**Data items:**
— Start —

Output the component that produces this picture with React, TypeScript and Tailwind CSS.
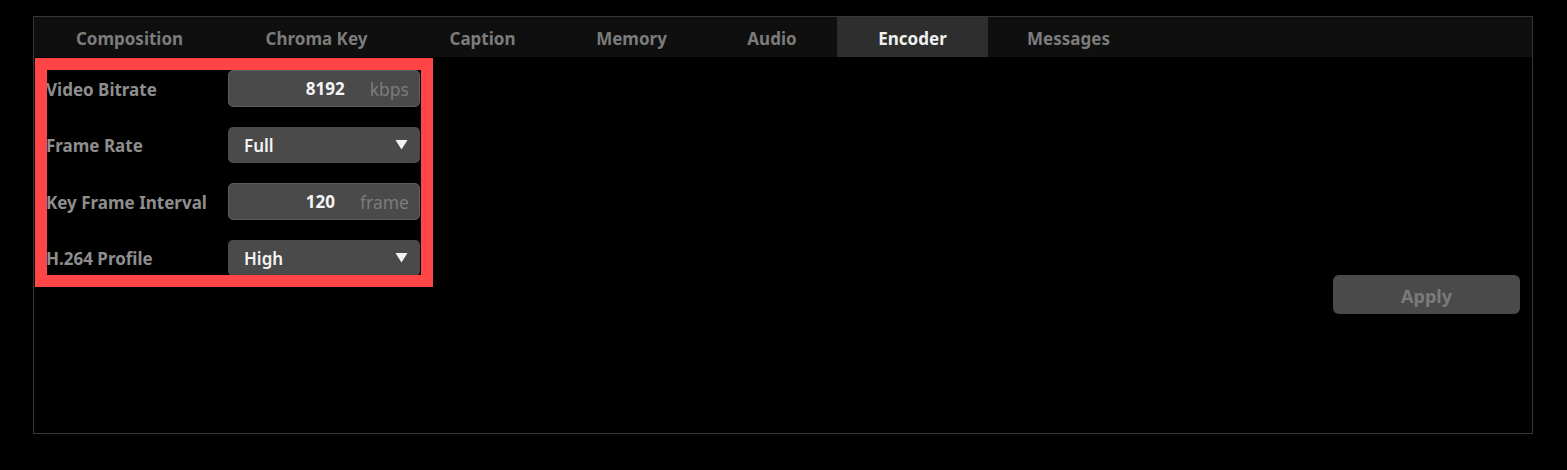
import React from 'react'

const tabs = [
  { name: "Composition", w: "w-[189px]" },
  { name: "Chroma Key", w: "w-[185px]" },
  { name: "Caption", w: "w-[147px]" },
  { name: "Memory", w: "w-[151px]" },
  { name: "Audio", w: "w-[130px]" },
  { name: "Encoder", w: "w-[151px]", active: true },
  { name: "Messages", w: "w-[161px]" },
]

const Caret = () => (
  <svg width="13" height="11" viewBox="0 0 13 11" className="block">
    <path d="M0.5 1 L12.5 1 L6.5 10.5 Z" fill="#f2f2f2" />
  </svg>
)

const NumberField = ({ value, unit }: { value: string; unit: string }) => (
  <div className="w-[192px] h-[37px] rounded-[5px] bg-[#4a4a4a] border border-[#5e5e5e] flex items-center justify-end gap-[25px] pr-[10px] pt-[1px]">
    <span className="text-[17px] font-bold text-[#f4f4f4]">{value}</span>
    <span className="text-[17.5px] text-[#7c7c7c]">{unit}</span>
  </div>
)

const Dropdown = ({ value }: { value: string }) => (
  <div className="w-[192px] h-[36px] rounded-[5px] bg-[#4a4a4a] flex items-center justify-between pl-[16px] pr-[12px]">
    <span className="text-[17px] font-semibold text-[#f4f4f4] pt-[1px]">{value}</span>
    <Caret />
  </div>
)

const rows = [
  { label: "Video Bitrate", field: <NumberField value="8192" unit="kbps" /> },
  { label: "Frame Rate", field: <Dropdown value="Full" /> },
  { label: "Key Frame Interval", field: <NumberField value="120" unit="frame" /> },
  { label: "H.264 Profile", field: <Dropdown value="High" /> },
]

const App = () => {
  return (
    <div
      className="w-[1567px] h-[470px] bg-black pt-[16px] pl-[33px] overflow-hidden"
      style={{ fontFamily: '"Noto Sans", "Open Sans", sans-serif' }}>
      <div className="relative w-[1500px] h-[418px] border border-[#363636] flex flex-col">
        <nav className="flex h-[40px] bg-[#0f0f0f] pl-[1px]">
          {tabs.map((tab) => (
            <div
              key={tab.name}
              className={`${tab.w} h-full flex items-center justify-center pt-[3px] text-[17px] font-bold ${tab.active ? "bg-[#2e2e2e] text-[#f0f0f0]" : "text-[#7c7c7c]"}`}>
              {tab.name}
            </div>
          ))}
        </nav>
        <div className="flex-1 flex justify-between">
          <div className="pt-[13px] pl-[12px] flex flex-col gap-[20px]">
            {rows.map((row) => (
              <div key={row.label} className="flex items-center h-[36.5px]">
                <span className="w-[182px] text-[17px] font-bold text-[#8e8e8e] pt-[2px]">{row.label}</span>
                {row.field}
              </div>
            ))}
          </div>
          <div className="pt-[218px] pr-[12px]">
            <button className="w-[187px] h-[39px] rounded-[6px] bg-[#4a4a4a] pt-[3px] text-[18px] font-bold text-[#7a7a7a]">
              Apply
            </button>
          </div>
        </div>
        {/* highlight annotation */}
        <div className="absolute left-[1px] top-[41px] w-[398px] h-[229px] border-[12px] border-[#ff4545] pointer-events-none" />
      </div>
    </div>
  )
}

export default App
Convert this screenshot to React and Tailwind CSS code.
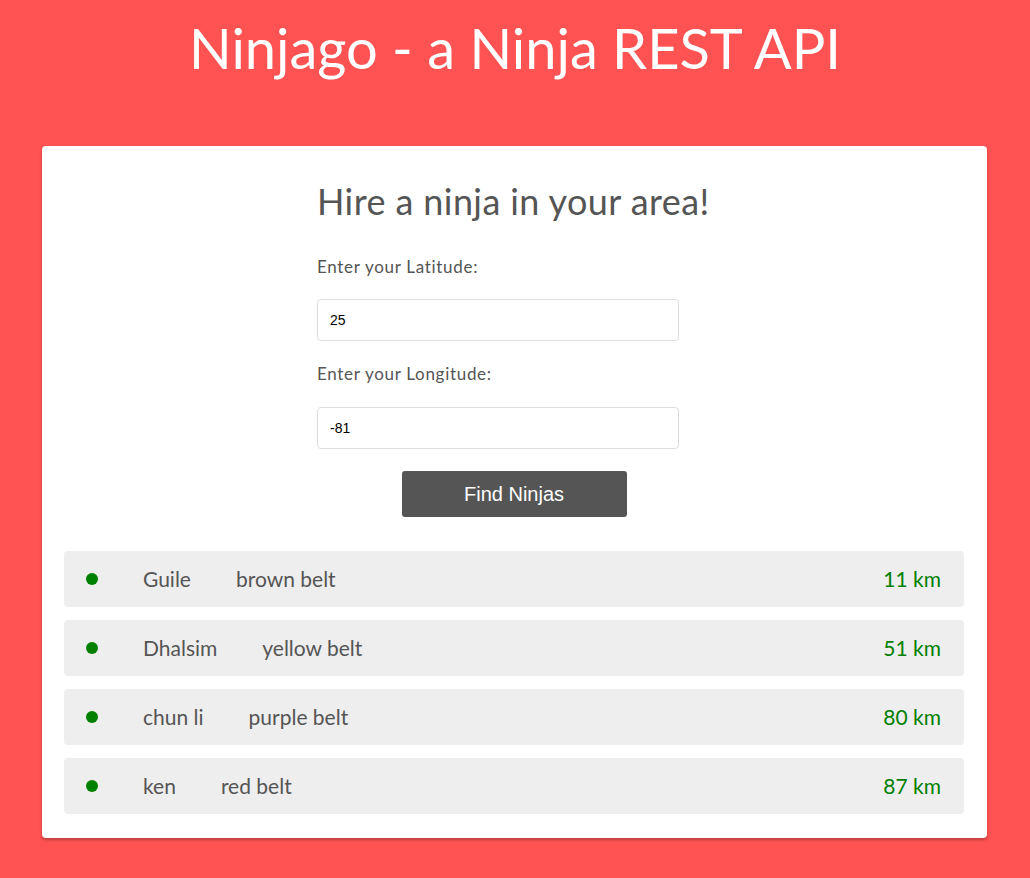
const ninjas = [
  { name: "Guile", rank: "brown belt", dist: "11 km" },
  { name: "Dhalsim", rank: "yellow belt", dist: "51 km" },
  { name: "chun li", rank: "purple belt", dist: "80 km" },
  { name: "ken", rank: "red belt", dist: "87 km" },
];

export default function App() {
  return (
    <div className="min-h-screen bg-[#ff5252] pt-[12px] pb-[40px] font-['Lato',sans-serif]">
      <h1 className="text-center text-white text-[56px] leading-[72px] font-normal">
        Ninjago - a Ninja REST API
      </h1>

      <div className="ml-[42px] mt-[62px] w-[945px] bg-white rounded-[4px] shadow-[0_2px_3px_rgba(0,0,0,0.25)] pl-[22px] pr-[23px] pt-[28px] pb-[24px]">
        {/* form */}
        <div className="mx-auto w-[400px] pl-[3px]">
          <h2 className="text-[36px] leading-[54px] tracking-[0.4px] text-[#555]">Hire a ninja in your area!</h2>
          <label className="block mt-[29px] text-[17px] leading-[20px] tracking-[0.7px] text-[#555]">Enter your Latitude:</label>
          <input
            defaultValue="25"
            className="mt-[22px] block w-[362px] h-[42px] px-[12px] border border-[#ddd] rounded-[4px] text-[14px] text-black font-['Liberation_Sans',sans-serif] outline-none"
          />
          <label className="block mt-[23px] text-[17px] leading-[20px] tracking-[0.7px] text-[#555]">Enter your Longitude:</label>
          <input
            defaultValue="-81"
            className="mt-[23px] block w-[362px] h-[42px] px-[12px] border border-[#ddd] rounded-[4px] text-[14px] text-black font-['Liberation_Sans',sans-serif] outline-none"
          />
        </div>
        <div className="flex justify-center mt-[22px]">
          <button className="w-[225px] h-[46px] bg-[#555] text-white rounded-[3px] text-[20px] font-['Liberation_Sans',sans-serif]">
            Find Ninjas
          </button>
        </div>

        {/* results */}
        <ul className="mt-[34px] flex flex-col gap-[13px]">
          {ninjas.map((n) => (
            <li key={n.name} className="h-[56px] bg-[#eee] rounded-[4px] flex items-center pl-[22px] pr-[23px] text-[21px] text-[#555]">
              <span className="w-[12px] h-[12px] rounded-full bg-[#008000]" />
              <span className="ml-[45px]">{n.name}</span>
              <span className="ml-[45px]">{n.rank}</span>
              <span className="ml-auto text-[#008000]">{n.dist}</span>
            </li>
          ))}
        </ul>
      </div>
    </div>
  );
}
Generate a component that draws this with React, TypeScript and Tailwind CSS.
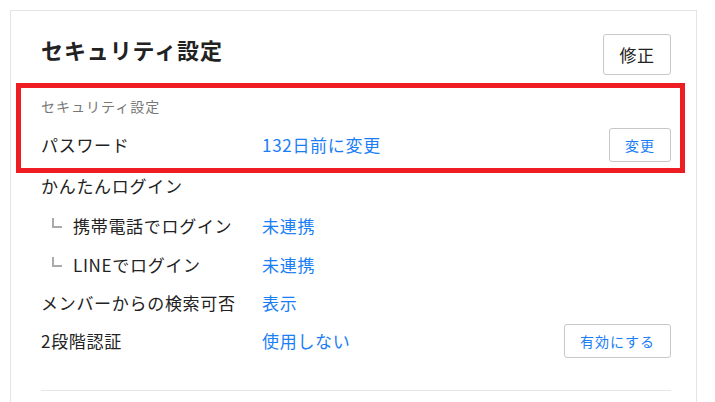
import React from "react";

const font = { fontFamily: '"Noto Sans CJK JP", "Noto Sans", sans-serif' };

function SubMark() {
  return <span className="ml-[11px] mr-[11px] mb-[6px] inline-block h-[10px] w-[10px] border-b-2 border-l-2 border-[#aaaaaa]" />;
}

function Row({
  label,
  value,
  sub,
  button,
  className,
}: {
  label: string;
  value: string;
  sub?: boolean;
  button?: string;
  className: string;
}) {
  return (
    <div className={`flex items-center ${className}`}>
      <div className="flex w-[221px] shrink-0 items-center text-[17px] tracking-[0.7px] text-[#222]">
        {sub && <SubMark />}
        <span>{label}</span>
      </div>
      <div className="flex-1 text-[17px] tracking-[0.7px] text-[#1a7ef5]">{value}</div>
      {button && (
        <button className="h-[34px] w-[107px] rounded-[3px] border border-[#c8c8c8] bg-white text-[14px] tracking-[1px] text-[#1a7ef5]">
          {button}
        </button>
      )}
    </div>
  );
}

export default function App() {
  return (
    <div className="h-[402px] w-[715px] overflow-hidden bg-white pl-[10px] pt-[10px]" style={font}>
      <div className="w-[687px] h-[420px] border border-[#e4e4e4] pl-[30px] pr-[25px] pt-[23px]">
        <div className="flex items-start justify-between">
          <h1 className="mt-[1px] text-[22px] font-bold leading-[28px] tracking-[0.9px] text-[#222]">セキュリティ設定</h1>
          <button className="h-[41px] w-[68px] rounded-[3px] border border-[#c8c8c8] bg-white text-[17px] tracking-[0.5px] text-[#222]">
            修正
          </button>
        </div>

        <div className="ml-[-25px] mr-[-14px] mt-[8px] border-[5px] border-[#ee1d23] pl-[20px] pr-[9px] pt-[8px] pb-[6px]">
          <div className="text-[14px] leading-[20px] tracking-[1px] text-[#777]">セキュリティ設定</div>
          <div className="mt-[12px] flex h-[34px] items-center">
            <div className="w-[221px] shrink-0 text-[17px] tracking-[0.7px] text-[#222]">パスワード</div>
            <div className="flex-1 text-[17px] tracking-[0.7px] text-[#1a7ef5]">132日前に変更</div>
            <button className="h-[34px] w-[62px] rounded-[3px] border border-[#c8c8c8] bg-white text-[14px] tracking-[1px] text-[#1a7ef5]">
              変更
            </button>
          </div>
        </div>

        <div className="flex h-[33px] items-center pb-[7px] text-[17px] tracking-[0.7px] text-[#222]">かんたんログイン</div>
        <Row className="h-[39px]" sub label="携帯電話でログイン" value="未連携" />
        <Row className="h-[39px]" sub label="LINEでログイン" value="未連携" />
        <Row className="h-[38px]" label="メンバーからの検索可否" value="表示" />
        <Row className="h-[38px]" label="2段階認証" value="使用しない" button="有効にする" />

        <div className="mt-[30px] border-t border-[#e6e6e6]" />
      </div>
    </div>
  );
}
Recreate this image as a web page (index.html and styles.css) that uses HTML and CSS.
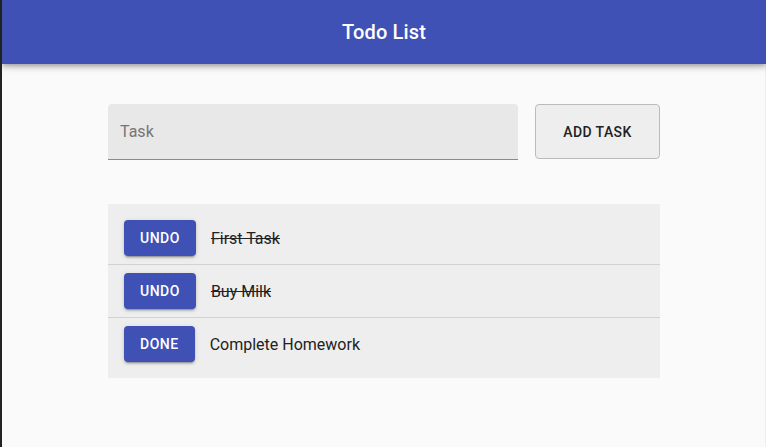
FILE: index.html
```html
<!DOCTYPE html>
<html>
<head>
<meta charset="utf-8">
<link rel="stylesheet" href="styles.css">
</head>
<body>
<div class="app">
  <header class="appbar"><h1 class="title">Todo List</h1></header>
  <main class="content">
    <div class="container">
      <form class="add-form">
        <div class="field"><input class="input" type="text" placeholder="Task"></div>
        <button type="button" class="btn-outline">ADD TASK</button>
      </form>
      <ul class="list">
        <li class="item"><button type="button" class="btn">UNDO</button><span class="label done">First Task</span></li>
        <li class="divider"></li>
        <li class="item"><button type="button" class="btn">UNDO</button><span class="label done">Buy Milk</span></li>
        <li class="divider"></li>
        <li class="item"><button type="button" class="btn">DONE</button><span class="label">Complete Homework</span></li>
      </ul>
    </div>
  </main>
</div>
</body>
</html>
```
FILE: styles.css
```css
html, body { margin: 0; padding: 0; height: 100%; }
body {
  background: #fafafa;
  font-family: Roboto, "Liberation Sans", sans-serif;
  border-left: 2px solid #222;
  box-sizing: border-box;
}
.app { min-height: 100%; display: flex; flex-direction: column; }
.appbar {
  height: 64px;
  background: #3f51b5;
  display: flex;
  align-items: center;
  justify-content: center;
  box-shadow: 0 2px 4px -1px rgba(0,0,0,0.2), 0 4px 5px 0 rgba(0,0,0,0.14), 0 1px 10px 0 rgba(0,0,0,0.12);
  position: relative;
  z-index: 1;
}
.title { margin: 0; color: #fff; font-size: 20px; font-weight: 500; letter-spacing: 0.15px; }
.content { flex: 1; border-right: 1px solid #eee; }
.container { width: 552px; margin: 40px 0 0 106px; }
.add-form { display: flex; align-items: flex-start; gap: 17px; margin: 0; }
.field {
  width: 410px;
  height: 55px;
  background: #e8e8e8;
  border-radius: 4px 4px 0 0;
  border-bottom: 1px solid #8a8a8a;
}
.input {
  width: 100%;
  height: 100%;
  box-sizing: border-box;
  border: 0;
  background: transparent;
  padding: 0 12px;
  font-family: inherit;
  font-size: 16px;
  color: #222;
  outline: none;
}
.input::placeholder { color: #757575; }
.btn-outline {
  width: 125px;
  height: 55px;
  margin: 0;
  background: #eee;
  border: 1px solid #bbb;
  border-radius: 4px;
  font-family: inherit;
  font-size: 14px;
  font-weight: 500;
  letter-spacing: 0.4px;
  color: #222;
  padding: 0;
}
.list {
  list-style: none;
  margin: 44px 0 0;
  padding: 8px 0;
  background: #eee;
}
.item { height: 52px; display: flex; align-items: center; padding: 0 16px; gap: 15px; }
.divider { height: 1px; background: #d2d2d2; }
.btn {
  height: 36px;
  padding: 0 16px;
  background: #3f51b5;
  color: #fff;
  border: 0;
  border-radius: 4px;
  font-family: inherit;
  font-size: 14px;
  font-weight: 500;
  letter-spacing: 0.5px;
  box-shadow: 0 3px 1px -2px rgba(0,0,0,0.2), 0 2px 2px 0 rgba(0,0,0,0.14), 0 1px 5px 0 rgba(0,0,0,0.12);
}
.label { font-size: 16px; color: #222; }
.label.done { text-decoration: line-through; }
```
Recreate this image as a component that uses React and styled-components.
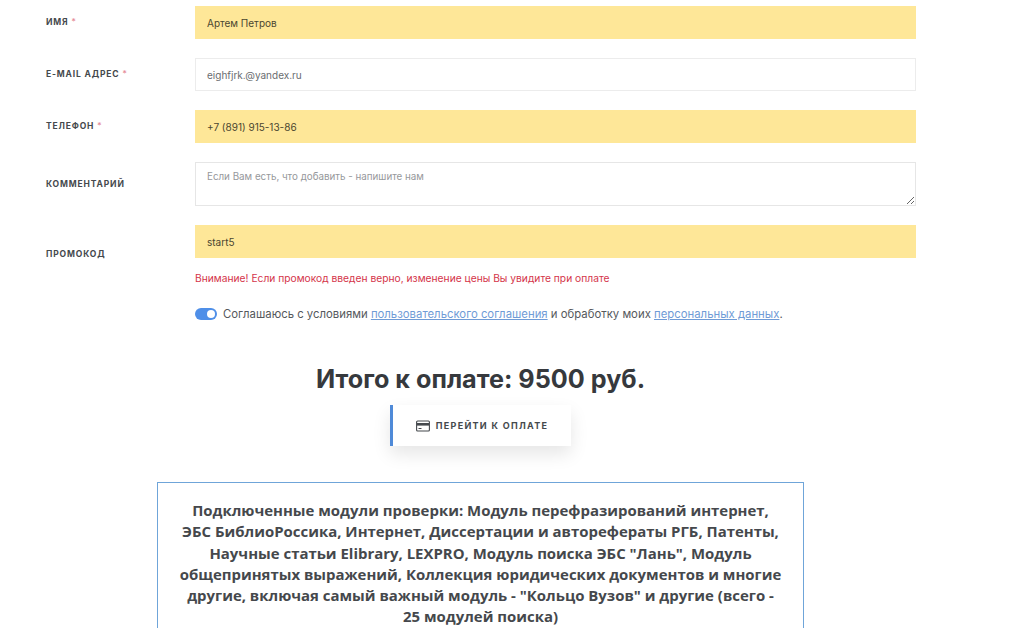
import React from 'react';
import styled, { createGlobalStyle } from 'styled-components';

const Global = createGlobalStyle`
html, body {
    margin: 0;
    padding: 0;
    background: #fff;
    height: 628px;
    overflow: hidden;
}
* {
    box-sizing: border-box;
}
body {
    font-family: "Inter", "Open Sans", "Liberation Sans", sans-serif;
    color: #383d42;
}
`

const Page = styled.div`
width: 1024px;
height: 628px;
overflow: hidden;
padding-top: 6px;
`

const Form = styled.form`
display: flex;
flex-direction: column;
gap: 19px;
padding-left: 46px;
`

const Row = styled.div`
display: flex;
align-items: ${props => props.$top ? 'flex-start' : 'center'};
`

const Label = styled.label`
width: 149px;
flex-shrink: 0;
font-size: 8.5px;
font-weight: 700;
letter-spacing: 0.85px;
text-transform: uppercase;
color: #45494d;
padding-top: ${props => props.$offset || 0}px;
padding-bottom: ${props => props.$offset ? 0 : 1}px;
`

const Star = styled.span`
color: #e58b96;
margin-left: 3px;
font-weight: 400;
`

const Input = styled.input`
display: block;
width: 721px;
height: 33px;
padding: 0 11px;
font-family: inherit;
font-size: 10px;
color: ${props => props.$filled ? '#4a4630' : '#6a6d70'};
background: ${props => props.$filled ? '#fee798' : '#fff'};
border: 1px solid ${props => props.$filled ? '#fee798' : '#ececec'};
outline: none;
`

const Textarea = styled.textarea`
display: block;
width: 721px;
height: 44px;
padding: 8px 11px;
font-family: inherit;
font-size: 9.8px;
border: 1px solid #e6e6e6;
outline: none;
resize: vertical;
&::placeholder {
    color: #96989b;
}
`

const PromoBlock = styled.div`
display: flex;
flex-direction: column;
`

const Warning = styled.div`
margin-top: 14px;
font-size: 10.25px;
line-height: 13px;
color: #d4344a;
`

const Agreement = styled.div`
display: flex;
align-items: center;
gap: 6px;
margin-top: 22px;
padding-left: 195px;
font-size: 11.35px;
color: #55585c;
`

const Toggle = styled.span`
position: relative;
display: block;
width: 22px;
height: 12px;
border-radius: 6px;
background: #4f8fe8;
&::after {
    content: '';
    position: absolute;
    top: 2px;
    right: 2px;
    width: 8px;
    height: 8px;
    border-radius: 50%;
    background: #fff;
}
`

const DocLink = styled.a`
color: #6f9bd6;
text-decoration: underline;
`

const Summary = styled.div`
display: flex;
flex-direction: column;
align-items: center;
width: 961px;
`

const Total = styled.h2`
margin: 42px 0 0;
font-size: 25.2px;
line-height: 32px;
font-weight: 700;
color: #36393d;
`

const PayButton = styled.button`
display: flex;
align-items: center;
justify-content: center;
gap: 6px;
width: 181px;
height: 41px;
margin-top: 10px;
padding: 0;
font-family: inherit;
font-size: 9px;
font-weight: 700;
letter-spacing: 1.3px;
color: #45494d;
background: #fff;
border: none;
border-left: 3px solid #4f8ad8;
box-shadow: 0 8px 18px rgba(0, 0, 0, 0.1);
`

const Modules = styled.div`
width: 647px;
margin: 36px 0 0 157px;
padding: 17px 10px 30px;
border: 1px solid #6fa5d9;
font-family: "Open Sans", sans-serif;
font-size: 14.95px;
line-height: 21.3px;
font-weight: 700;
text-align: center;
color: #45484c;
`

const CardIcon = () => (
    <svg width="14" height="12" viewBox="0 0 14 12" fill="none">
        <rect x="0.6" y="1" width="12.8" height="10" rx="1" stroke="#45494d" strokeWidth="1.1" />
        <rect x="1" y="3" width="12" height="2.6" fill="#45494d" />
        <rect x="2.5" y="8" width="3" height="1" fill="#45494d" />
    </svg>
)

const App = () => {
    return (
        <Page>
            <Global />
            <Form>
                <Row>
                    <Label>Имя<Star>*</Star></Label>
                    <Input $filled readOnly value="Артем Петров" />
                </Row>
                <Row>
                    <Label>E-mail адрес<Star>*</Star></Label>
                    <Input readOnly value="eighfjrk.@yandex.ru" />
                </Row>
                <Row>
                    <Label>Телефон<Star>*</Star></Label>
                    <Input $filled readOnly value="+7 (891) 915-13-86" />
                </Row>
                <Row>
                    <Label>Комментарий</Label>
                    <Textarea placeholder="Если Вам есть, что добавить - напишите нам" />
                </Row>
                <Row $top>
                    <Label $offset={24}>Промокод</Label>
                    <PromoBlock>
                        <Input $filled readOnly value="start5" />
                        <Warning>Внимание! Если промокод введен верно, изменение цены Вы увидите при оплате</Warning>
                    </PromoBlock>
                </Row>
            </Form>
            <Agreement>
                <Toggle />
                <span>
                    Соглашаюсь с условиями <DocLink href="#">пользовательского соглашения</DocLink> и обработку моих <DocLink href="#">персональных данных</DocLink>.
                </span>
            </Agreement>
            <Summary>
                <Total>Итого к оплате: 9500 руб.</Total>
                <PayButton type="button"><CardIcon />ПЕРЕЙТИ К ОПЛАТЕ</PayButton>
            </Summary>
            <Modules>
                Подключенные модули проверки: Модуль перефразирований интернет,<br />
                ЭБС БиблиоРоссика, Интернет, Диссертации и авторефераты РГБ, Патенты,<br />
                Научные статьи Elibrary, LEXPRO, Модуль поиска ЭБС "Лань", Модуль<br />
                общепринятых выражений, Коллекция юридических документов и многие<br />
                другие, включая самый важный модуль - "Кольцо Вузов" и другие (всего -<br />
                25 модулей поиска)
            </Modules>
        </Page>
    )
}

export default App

— End —

Each line of the material that holds the string "uses" counts once; give the total alone.

2